The accuracy of the simulation of the inundation process is not sufficient to investigate the detailed flow dynamics around buildings and other structures because we have not included the three-dimensional shape of buildings and structures in the simulation of this study. The nonlinear long-wave equations cannot solve rapid flows climbing up vertical standing walls or steep slopes. The full three-dimensional Navier–Stokes equations have to be used for detailed simulation of the tsunami flow around buildings. However, the purpose of the present study was to determine how fast we can predict tsunami inundation on land by using high-resolution topographic data for a large area as soon as possible after a great earthquake occurs in order to enhance tsunami evacuation, rescue, and first-aid operations, not to carry out a detailed investigation of the flow dynamics around structures. Two-dimensional nonlinear long-wave models are commonly used to assess maximum flow depth of a tsunami, and such models can be computed much faster than a three-dimensional model. Thus, the accuracy of the two-dimensional, nonlinear, long-wave equations is sufficient, at least for the purpose of this study.
4.2 Kochi model
In Japan, local governments play an important role in emergency operations following earthquakes and tsunamis. They act as intermediaries between affected municipalities and national government agencies, such as the Japan Self-Defense Forces, and they also undertake emergency operations themselves. The Kochi model (Figure 5(b)) was designed to provide a rapid tsunami prediction to a local government such as that of Kochi Prefecture. Kochi Prefecture, which is on Shikoku Island and has a 706-km-long coastline facing the Pacific Ocean, is one of several local government areas where a Nankai trough earthquake and tsunami is predicted to inflict devastating damage. A tsunami height of up to 34 m has been predicted as a worst-case scenario by the Cabinet Office (2012).
For the Kochi model, we used three nested grids (Figure 5(b)). The coarsest grid (2 arcsec spacing) covered the same region as the grid used for the Nankai model. In other words, the Kochi model can be treated as a nested Nankai model. The finest nested grid covered Kochi Prefecture with a grid spacing of 2/9 arcsec (about 5 m). The finest nested grid included a sea region in which the bathymetric data resolution was much lower than the grid spacing. We therefore interpolated the bathymetric data to fit the grid spacing. Because all nested grids in the calculation scheme must be rectangular, it was necessary to grid a part of the coastal sea region adjacent to the land region at high resolution. An intermediate nested grid (2/3 arcsec) was used to link the coarsest and finest nested grids, because the grid spacing ratio of the parent to child nested grids must be 3:1. Tsunami propagation in the shaded region of the coarse grid (i.e. the part covered by the fine grid) was also computed and then discarded. In terms of the total elapsed time, it is not important whether or not calculations for the shaded zone are processed. In any case, calculations for the shaded zone cannot proceed to the next step until those for the zone not overlapping the fine grid are finished. The total number of grid points was 0.68 billion. We simulated the first 5 h of a tsunami generated by a magnitude 9 Nankai trough earthquake with a time step of 0.015 s. This time period ensured that the simulation would include the maximum tsunami height reached in Kochi Prefecture.

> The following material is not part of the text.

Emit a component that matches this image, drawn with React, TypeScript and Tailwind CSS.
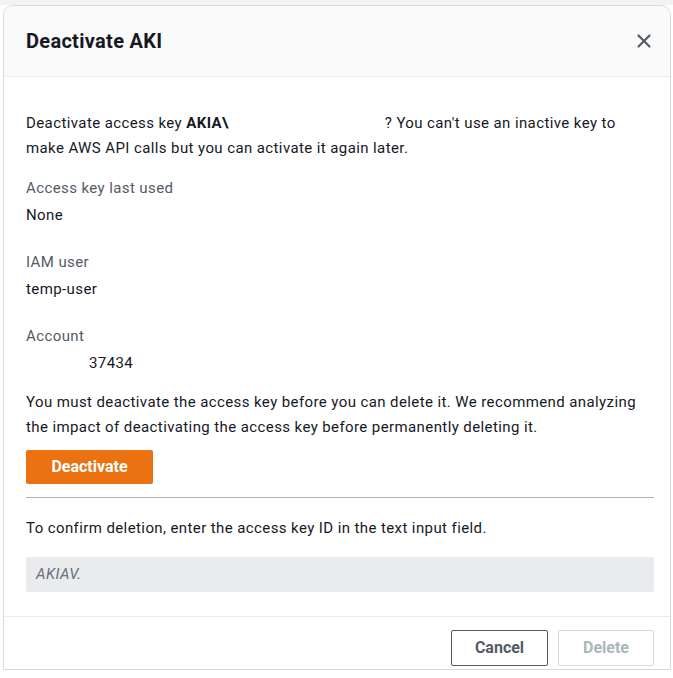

5. Performance for the velocity update loop
Our measurements of subroutine runtimes in the original JAGURS code identified the velocity update loop as the most time-consuming process, accounting for more than 70% of the total time of the main loop. The process contained many IF statements that caused long waiting periods for floating-point instructions to be completed (53% of the elapsed time used in the velocity update loop). Neither SIMD (single instruction multiple data) optimization nor software pipelining was performed by the compiler. We therefore introduced the following code enhancements (Figure 6).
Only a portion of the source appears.